Reaparecen como “beneficio no remunerativo”, una porción del salario que no paga aportes ni integra el cálculo jubilatorio. Lo que se presenta como incentivo empresarial implica, en la práctica, una rebaja del salario real y de la recaudación previsional.

Durante los años ‘90 los vales de comida se convirtieron en un negocio redondo: las empresas emisoras ganaban por la venta, el descuento y la colocación financiera de los fondos.
Su derogación en 2007 no fue casual: el Estado había perdido miles de millones en aportes y los trabajadores, parte de su jubilación futura.
Ahora, bajo el estandarte libertario, el sistema regresa disfrazado de modernidad, con el mismo efecto: desalarización y transferencia de ingresos al sector empresario.

El ministro de Trabajo, Julio Cordero, lo definió como “una herramienta que estimula el consumo”. Puede que lo haga, pero con el dinero de los propios empleados.

 

El banco de horas: trabajar más, cobrar lo mismo

El tercer eje es el banco de horas, importado del modelo griego. Permite que las empresas concentren las jornadas según su demanda: semanas de trece horas seguidas por períodos de baja actividad, sin pago de horas extras.
Se calcula “en promedio” y se regula por acuerdos de empresa, por encima de los convenios colectivos. La consecuencia es doble: desaparecen la previsibilidad y el límite humano del tiempo de trabajo.
El empleado deja de saber cuántas horas trabajará por día o por mes, mientras el empleador ajusta turnos sin costo adicional.
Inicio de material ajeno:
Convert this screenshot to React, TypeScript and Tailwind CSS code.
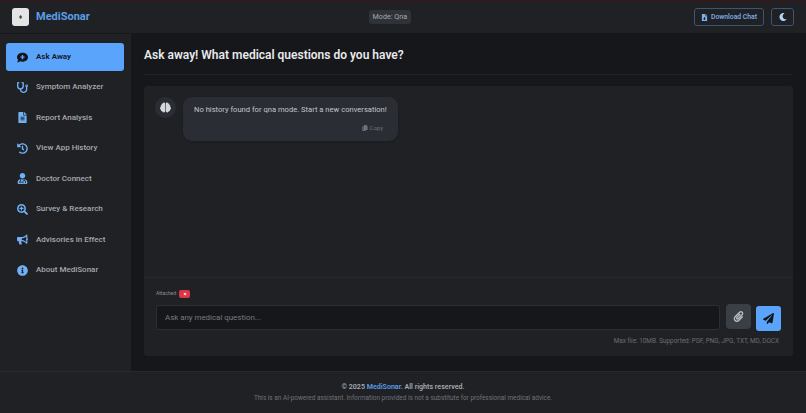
import { FaBrain, FaBullhorn, FaCommentMedical, FaCopy, FaFileDownload, FaFileAlt, FaHistory, FaInfoCircle, FaMoon, FaPaperPlane, FaPaperclip, FaSearchPlus, FaStethoscope, FaTimes, FaUserMd } from 'react-icons/fa';

const navItems = [
  { label: 'Ask Away', icon: FaCommentMedical, active: true },
  { label: 'Symptom Analyzer', icon: FaStethoscope },
  { label: 'Report Analysis', icon: FaFileAlt },
  { label: 'View App History', icon: FaHistory },
  { label: 'Doctor Connect', icon: FaUserMd },
  { label: 'Survey & Research', icon: FaSearchPlus },
  { label: 'Advisories in Effect', icon: FaBullhorn },
  { label: 'About MediSonar', icon: FaInfoCircle },
];

export default function App() {
  return (
    <div className="flex h-[413px] w-[806px] flex-col overflow-hidden bg-[#15171a] font-['Roboto',sans-serif] text-[#d5d7db]">
      <header className="flex h-[34px] shrink-0 items-center justify-between border-t border-t-[#3a1518] border-b border-b-[#15171a] bg-[#1f2125] pl-3 pr-3">
        <div className="flex items-center gap-[7px]">
          <div className="flex h-[18px] w-[17px] items-center justify-center rounded-[3px] bg-[#e4e4e4] text-[7px] text-[#444]">♦</div>
          <span className="text-[11px] font-bold text-[#5a9fe8]">MediSonar</span>
        </div>
        <div className="-ml-[4px] rounded-[3px] bg-[#2f3238] px-[4px] py-[2px] text-[7.2px] leading-[10px] text-[#a6a9af]">Mode: Qna</div>
        <div className="flex items-center gap-[7px]">
          <button className="flex h-[18px] w-[70px] items-center justify-center gap-[3px] rounded-[3px] border border-[#3b5573] text-[6.8px] font-medium text-[#7fb2ea]">
            <FaFileDownload size={7} />
            Download Chat
          </button>
          <button className="flex h-[18px] w-[23px] items-center justify-center rounded-[3px] border border-[#3b5573] text-[#b5d7fa]">
            <FaMoon size={8} />
          </button>
        </div>
      </header>

      <div className="flex min-h-0 flex-1">
        <aside className="flex w-[131px] shrink-0 flex-col bg-[#1f2125] pl-[6px] pr-[7px] pt-[9px]">
          {navItems.map((item) => {
            const Icon = item.icon;
            return (
              <div
                key={item.label}
                className={
                  item.active
                    ? 'mb-[2px] flex h-[28px] items-center rounded-[3px] bg-[#5aa5fb] pl-[11px] text-[8px] font-semibold text-[#12161c]'
                    : 'mb-[2px] flex h-[28.5px] items-center pl-[11px] text-[8px] font-medium text-[#a6a9af]'
                }
              >
                <span className="flex w-[11px] justify-center">
                  <Icon size={11} className={item.active ? 'text-[#12161c]' : 'text-[#70b0f5]'} />
                </span>
                <span className="ml-[8px]">{item.label}</span>
              </div>
            );
          })}
        </aside>

        <main className="flex min-w-0 flex-1 flex-col px-[13px] pt-[13px] pb-[15px]">
          <h1 className="border-b border-[#1f2227] pb-[11px] text-[12px] leading-[16px] font-semibold text-[#e8e9eb]">Ask away! What medical questions do you have?</h1>
          <div className="mt-[11px] flex min-h-0 flex-1 flex-col rounded-[3px] bg-[#1f2125]">
            <div className="flex flex-1 items-start gap-[7px] px-[11px] pt-[11px]">
              <div className="flex h-[21px] w-[21px] items-center justify-center rounded-full bg-[#2a2d33] text-[#d5d7db]">
                <FaBrain size={11} />
              </div>
              <div className="w-[215px] rounded-[9px] bg-[#2a2d33] px-[11px] pt-[8px] pb-[9px] shadow-sm">
                <p className="text-[7.6px] leading-[10px] whitespace-nowrap text-[#c3c5ca]">No history found for qna mode. Start a new conversation!</p>
                <div className="mt-[9px] flex items-center justify-end gap-[1px] pr-[4px] text-[6px] leading-[8px] text-[#6f737a]">
                  <FaCopy size={6} />
                  Copy
                </div>
              </div>
            </div>
            <div className="h-[79px] shrink-0 border-t border-[#26292e] px-[12px] pt-[11px]">
              <div className="flex h-[9px] items-center gap-[2px] text-[5px] text-[#8b8e94]">
                Attached:
                <span className="flex h-[8px] w-[11px] items-center justify-center rounded-[2px] bg-[#dc3545] text-white">
                  <FaTimes size={4} />
                </span>
              </div>
              <div className="mt-[7px] flex items-start">
                <div className="flex h-[25px] w-[564px] items-center rounded-[3px] border border-[#2b2e34] bg-[#15171b] px-[8px] text-[7.9px] text-[#777a80]">Ask any medical question...</div>
                <button className="-mt-[1px] ml-[6px] flex h-[25px] w-[25px] items-center justify-center rounded-[4px] bg-[#3a3e45] text-[#b9bcc2]">
                  <FaPaperclip size={11} />
                </button>
                <button className="mt-[1px] ml-[5px] flex h-[25px] w-[25px] items-center justify-center rounded-[3px] bg-[#5aa5fb] text-[#12161c]">
                  <FaPaperPlane size={11} />
                </button>
              </div>
              <p className="mt-[6px] pr-[2px] text-right text-[6.4px] leading-[9px] text-[#6b6e74]">Max file: 10MB. Supported: PDF, PNG, JPG, TXT, MD, DOCX</p>
            </div>
          </div>
        </main>
      </div>

      <footer className="h-[42px] shrink-0 border-t border-[#26292e] bg-[#1f2125] pt-[10px] text-center">
        <p className="text-[7.1px] leading-[10px] font-semibold text-[#a6a9af]">
          © 2025 <span className="text-[#5a9fe8]">MediSonar</span>. All rights reserved.
        </p>
        <p className="mt-[1px] text-[6.45px] leading-[10px] text-[#6f7278]">This is an AI-powered assistant. Information provided is not a substitute for professional medical advice.</p>
      </footer>
    </div>
  );
}
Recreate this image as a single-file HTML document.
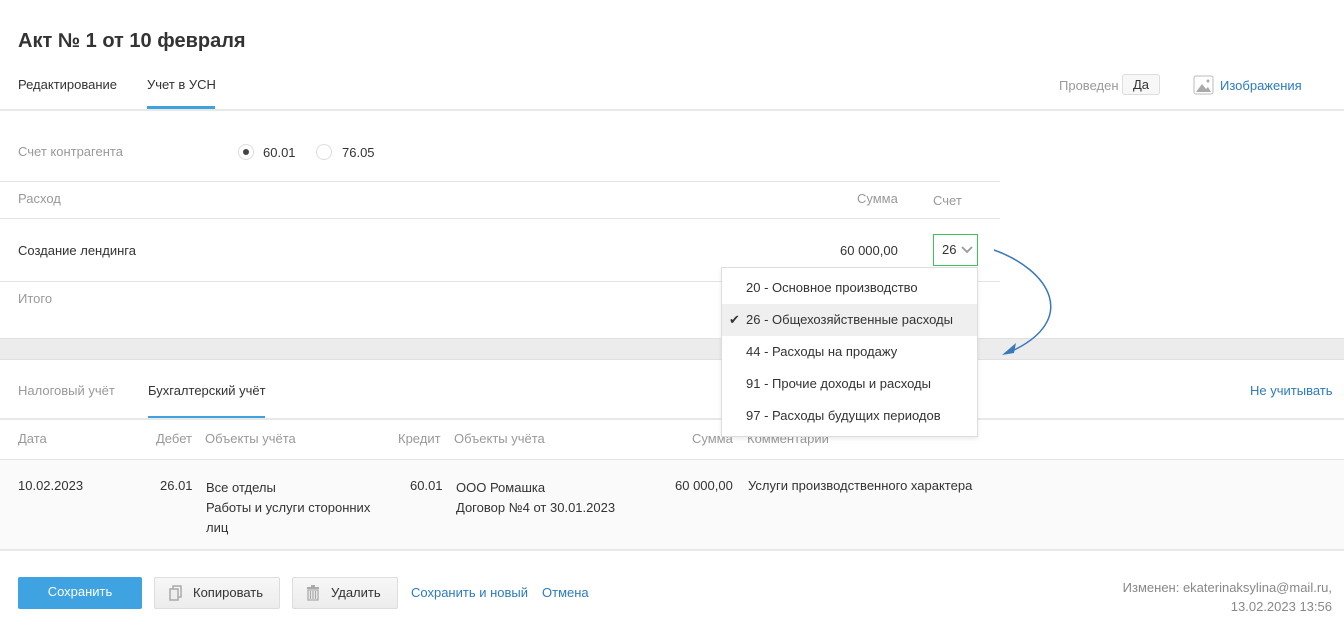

El esquema se combina con otro cambio decisivo: la derogación de la ultraactividad de los convenios, es decir, el fin de la vigencia automática de los acuerdos cuando vencen. Si sindicatos y empresas no renuevan, el convenio caduca y rige lo que imponga la compañía.
Es la versión moderna del “romper los convenios petrificados”, como se escucha en IDEA, pero abre la puerta a la negociación individual en un país de desigualdades colectivas.

 

El poder detrás de la reforma

Ninguna de estas medidas es aislada. El programa responde a una lógica más amplia: reconfigurar la relación entre capital y trabajo en favor de los sectores más concentrados.
Los grandes grupos industriales, la banca y el agronegocio ven en esta ley un reaseguro frente a la volatilidad política.

Para el Gobierno, es la moneda de cambio que ofrece a los inversores a cambio de liquidez y crédito externo.
Para los empresarios, es el pasaporte para operar sin rigidez laboral ni juicios costosos.
En el fondo, la reforma laboral es la contracara del ajuste fiscal: si el Estado reduce su costo político, el mercado busca reducir el costo humano.

El plan incluye un capítulo previsional que elevará la edad jubilatoria y revisará los regímenes especiales, comenzando por el docente nacional.
El objetivo es claro: prolongar la vida laboral y achicar la masa de beneficiarios.

 

Los efectos visibles

Los defensores de la ley aseguran que generará empleo y competitividad.
La historia económica argentina muestra lo contrario: las reformas de flexibilización de los ‘90 crearon más precariedad que trabajo formal.
Entre 1990 y 2001 la participación de los salarios en el PBI cayó del 48 al 34 %, mientras el desempleo superó los 18 puntos. Hoy, con una economía recesiva, la lógica vuelve a repetirse.

Los sindicatos, debilitados, responden con cautela. Algunos ven margen para negociar beneficios parciales; otros temen quedar al margen de la historia.
El dilema es viejo: resistir o adaptarse.
Pero esta vez, la presión no viene de FMI o del Banco Mundial, sino de un Gobierno que habla en nombre del mercado. Milei promete que la reforma traerá inversiones y libertad. Tal vez logre lo primero, pero a un precio alto: un mercado laboral más fragmentado, más desigual y menos previsible. El nuevo contrato argentino no se firma en paritarias ni en ministerios; se firma cada día, en silencio, cuando el trabajador acepta condiciones que antes eran impensables.

Como en los ‘90, el país parece dispuesto a intercambiar derechos por confianza externa. La diferencia es que ahora no hay convertibilidad ni ilusión de progreso: solo la promesa de orden, esa palabra que siempre se cobra en cuotas humanas.

Jornadas más largas, ticket de comida y vacaciones no pagadas. 

La reforma permite fragmentar el descanso, mover fechas a criterio del empleador y avisar con apenas 21 días. Detrás del discurso de modernización, el trabajador pierde autonomía.

 El plan reactiva vales no remunerativos y un sistema horario variable. El salario se licúa y el tiempo libre se negocia: el mercado gana lo que la vida pierde.